The Eye-Opening Truth About The Other 367,000 Babies Who Share The Royal Baby's Birthday
STEVENAGE, ENGLAND - JUNE 14: Queen Elizabeth II meets newborn babies as she visits a new maternity ward at the Lister Hospital on June 14, 2012 in Stevenage, England. The Queen is on a two day tour of the East Midlands as part of her Diamond Jubilee tour of the country. (Photo by Chris Jackson - WPA Pool/Getty Images)
STEVENAGE, ENGLAND - JUNE 14: Queen Elizabeth II meets newborn babies as she visits a new maternity ward at the Lister Hospital on June 14, 2012 in Stevenage, England.
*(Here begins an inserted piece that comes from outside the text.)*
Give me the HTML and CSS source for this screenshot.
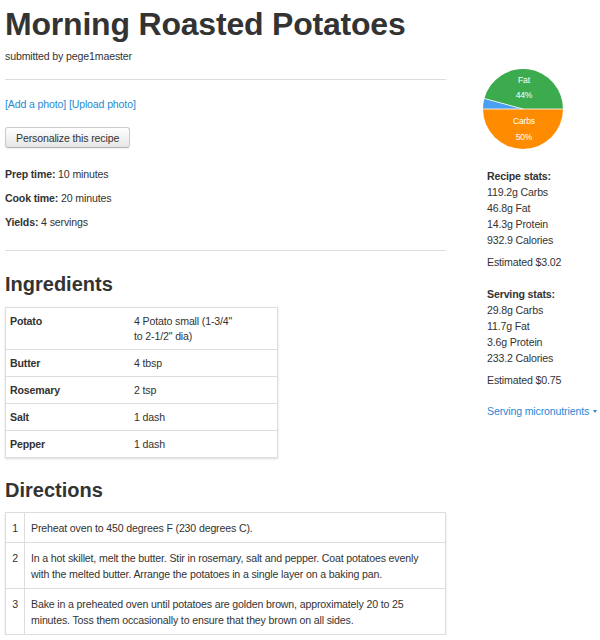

The Queen is on a two day tour of the East Midlands as part of her Diamond Jubilee tour of the country. (Photo by Chris Jackson - WPA Pool/Getty Images)

Despite the fact that we formally rejected the monarchy 237 years ago, there was a lot of attention paid in the U.S. to the birth of a new British royal on Monday. While it's all very exciting that this particular baby was born -- and I do wish him well -- I can't help but wonder about the estimated 367,000 babies born (roughly 4.3 born a second) around the world on the same day the most importantest baby ever came to be. While many of those commoner babies were also born into a world of relative privilege and safety -- though not royal family levels of privilege, by any means -- many of them were not. Many of the babies born Monday are inheriting a world that is dangerous and even deadly, often for reasons that could easily be prevented.
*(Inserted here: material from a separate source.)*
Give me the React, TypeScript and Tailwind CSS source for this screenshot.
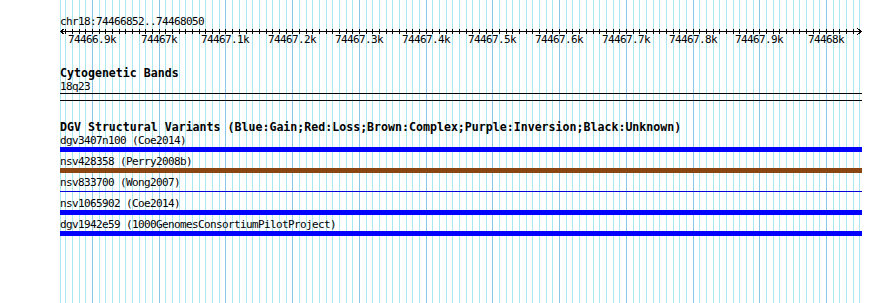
import React from "react";

const START = 74466852;
const END = 74468050;
const SCALE = 0.6673;
const xOf = (pos: number) => Math.max(60, 60 + Math.round((pos - START) * SCALE));

const gridPositions: number[] = [];
for (let p = 74466850; p <= END; p += 10) gridPositions.push(p);

const tickPositions: number[] = [];
for (let p = 74466860; p <= END; p += 10) tickPositions.push(p);

const labels = [
  [74466900, "74466.9k"],
  [74467000, "74467k"],
  [74467100, "74467.1k"],
  [74467200, "74467.2k"],
  [74467300, "74467.3k"],
  [74467400, "74467.4k"],
  [74467500, "74467.5k"],
  [74467600, "74467.6k"],
  [74467700, "74467.7k"],
  [74467800, "74467.8k"],
  [74467900, "74467.9k"],
  [74468000, "74468k"],
] as const;

type Row = { label: string; kind: "bar" | "line"; color: string };
const rows: Row[] = [
  { label: "dgv3407n100 (Coe2014)", kind: "bar", color: "bg-[#0000ff]" },
  { label: "nsv428358 (Perry2008b)", kind: "bar", color: "bg-[#8b4513]" },
  { label: "nsv833700 (Wong2007)", kind: "line", color: "bg-[#0000d8]" },
  { label: "nsv1065902 (Coe2014)", kind: "bar", color: "bg-[#0000ff]" },
  { label: "dgv1942e59 (1000GenomesConsortiumPilotProject)", kind: "bar", color: "bg-[#0000ff]" },
];

function Grid() {
  return (
    <svg className="absolute inset-0" width={890} height={303} shapeRendering="crispEdges">
      {gridPositions.map((p) => {
        const x = xOf(p) + 0.5;
        const major = p % 100 === 0;
        return (
          <line
            key={p}
            x1={x}
            x2={x}
            y1={0}
            y2={303}
            stroke={major ? "#88c8e8" : "#a8e8f0"}
            strokeWidth={1}
          />
        );
      })}
    </svg>
  );
}

function Ruler() {
  return (
    <svg width={802} height={39} className="block" shapeRendering="crispEdges">
      <line x1={0} x2={802} y1={3.5} y2={3.5} stroke="#000" strokeWidth={1} />
      <polyline points="4.5,0.5 0.5,3.5 4.5,6.5" fill="none" stroke="#000" strokeWidth={1} />
      <polyline points="797.5,0.5 801.5,3.5 797.5,6.5" fill="none" stroke="#000" strokeWidth={1} />
      {tickPositions.map((p) => {
        const x = xOf(p) - 60 + 0.5;
        return <line key={p} x1={x} x2={x} y1={1} y2={6} stroke="#000" strokeWidth={1} />;
      })}
      {labels.map(([p, t]) => (
        <text
          key={p}
          x={xOf(p) - 60 - t.length * 3}
          y={15}
          fontFamily="'DejaVu Sans Mono', monospace"
          fontSize={11}
          letterSpacing={-0.62}
          fill="#000"
        >
          {t}
        </text>
      ))}
    </svg>
  );
}

export default function App() {
  return (
    <div className="relative w-[890px] h-[303px] overflow-hidden bg-white text-black font-['DejaVu_Sans_Mono',monospace]">
      <Grid />
      <div className="relative flex w-[862px] flex-col pl-[60px] pt-[15px]">
        <div className="h-[13px] whitespace-pre text-[11px] leading-[13px] tracking-[-0.62px]">chr18:74466852..74468050</div>
        <Ruler />
        <div className="h-[13px] whitespace-pre text-[11.6px] font-bold leading-[13px]">Cytogenetic Bands</div>
        <div className="h-[13px] whitespace-pre text-[11px] leading-[13px] tracking-[-0.62px]">18q23</div>
        <div className="h-[8px] w-[802px] border-y border-black" />
        <div className="mt-[20px] h-[13px] whitespace-pre text-[11.6px] font-bold leading-[13px]">
          DGV Structural Variants (Blue:Gain;Red:Loss;Brown:Complex;Purple:Inversion;Black:Unknown)
        </div>
        {rows.map((r) => (
          <div key={r.label} className="mb-[3px] flex flex-col">
            <div className="h-[13px] whitespace-pre text-[11px] leading-[13px] tracking-[-0.62px]">{r.label}</div>
            {r.kind === "bar" ? (
              <div className={`h-[5px] w-[802px] ${r.color}`} />
            ) : (
              <div className="flex h-[5px] w-[802px] items-center">
                <div className={`h-px w-full ${r.color}`} />
              </div>
            )}
          </div>
        ))}
      </div>
    </div>
  );
}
Of the non-royal 367,000 babies born Monday, UNICEF estimates that 24,000 will probably not live to see their fifth birthday. Most of the 24,000 children under five we lose a day around the world die from preventable causes: diarrhea, malaria, neonatal infection, pneumonia, preterm delivery, or lack of oxygen at birth. In fact, diarrhea accounts for 16 percent of deaths of children younger than five, around 760,000 a year. Most of these children would survive if their families had access to clean drinking water. Pneumonia, which kills an estimated 1.2 million children under five a year, could be severely reduced with better sanitation, better access to vaccines, and better access to antibiotics, which only 30 percent of children who have pneumonia around the world have access to. (It's not all bad news! International efforts to implement basic prevention of child death have already reduced the number of small children that die every day by 10,000 since 1990.)
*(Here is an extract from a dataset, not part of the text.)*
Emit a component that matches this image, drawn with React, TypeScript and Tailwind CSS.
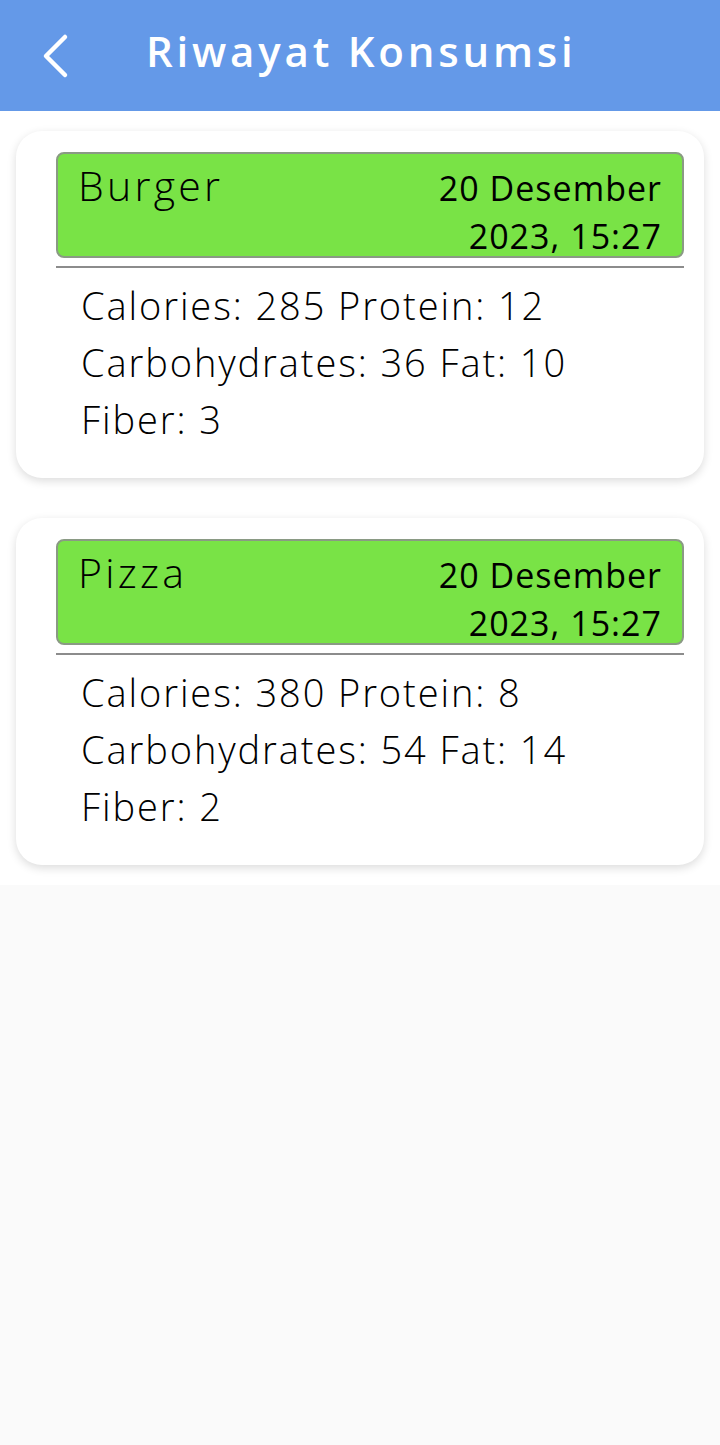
const history = [
  { name: 'Burger', date: '20 Desember', time: '2023, 15:27', calories: 285, protein: 12, carbs: 36, fat: 10, fiber: 3 },
  { name: 'Pizza', date: '20 Desember', time: '2023, 15:27', calories: 380, protein: 8, carbs: 54, fat: 14, fiber: 2 },
];

export default function App() {
  return (
    <div
      className="min-h-[1445px] w-[720px] bg-[#fafafa]"
      style={{ fontFamily: "'Open Sans', 'Noto Sans', sans-serif" }}
    >
      {/* App bar */}
      <header className="flex h-[111px] items-center bg-[#6499e8] shadow-[0_2px_3px_rgba(0,0,0,0.15)]">
        <svg className="ml-[40px] h-[50px] w-[32px]" viewBox="0 0 32 50" fill="none">
          <polyline
            points="25,6 6,25 25,44"
            stroke="white"
            strokeWidth="4.5"
            strokeLinecap="round"
            strokeLinejoin="round"
          />
        </svg>
        <h1 className="mb-[10px] ml-[74px] text-[42px] font-semibold tracking-[0.09em] text-white">
          Riwayat Konsumsi
        </h1>
      </header>

      {/* History list */}
      <div className="flex flex-col gap-10 bg-white px-4 py-5">
        {history.map((item) => (
          <div
            key={item.name}
            className="rounded-[26px] bg-white pt-[21px] pr-5 pb-[30px] pl-10 shadow-[0_3px_10px_rgba(0,0,0,0.14)]"
          >
            <div className="flex h-[106px] justify-between rounded-lg border-2 border-[#8a9a84] bg-[#79e346] pr-5 pl-5 text-black">
              <span className="mt-[1px] text-[41px] font-light leading-[60px] tracking-[0.08em]">{item.name}</span>
              <div className="mt-[10px] text-right text-[34px] leading-[48px] tracking-[0.03em]">
                <div>{item.date}</div>
                <div>{item.time}</div>
              </div>
            </div>
            <div className="mt-[8px] h-[2px] bg-[#8c8c8c]" />
            <div className="mt-[9px] pl-[25px] text-[38px] font-light leading-[57px] tracking-[0.05em] text-black">
              <div>Calories: {item.calories} Protein: {item.protein}</div>
              <div>Carbohydrates: {item.carbs} Fat: {item.fat}</div>
              <div>Fiber: {item.fiber}</div>
            </div>
          </div>
        ))}
      </div>
    </div>
  );
}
The royal baby can expect to have access to the best education money can buy, of course. The 367,000 babies that share his birthday are facing a much more mixed bag. According to UNICEF, most of them will probably get to go to primary school, but things get a little iffier when we're talking about secondary school. Right now, fewer than half of children of secondary school age are enrolled in a secondary school. Completing high school does a lot of good things for people, including making it easier for them to successfully read a tabloid magazine article about what the royal babies are wearing these days, so having this available for fewer than half of the royal baby's birth peers is something we should worry about.

Royal babies probably subsist on a diet of the finest breast milk (no pressure, Kate) before moving on to well-balanced baby foods, but things are dicier for the other babies that also came into the world on July 22, 2013. UNICEF estimates that one third of children in the developing world, including 195 million children under the age of five, are suffering from malnutrition. Again, there are reasons to hope: Supplemental nutrition programs have dramatically reduced vitamin A deficiencies around the world, and if nations can increase their rates of breast-feeding, that's expected to make a major dent as well. Still, for the babies who share the young prince's birthday, many thousands are going to be facing some seriously difficult years of hunger and malnutrition, which might stunt their growth.

While being a buzzkill is its own reward, I bring up these statistics for another reason. A lot of the tabloid obsession with royal and celebrity babies is simply cruising on the understanding that the birth of any baby is a happy, exciting occasion. The rest of the 367,000 babies born Monday may not get on the front pages or have news of their birth tweeted and retweeted, but most of them will be greeted with the same love and excitement that Prince William and Kate Middleton are experiencing right now. With some simple interventions and a little more investment in nutrition and preventive health care, a lot more of those families will continue to be as happy five years out as they are today.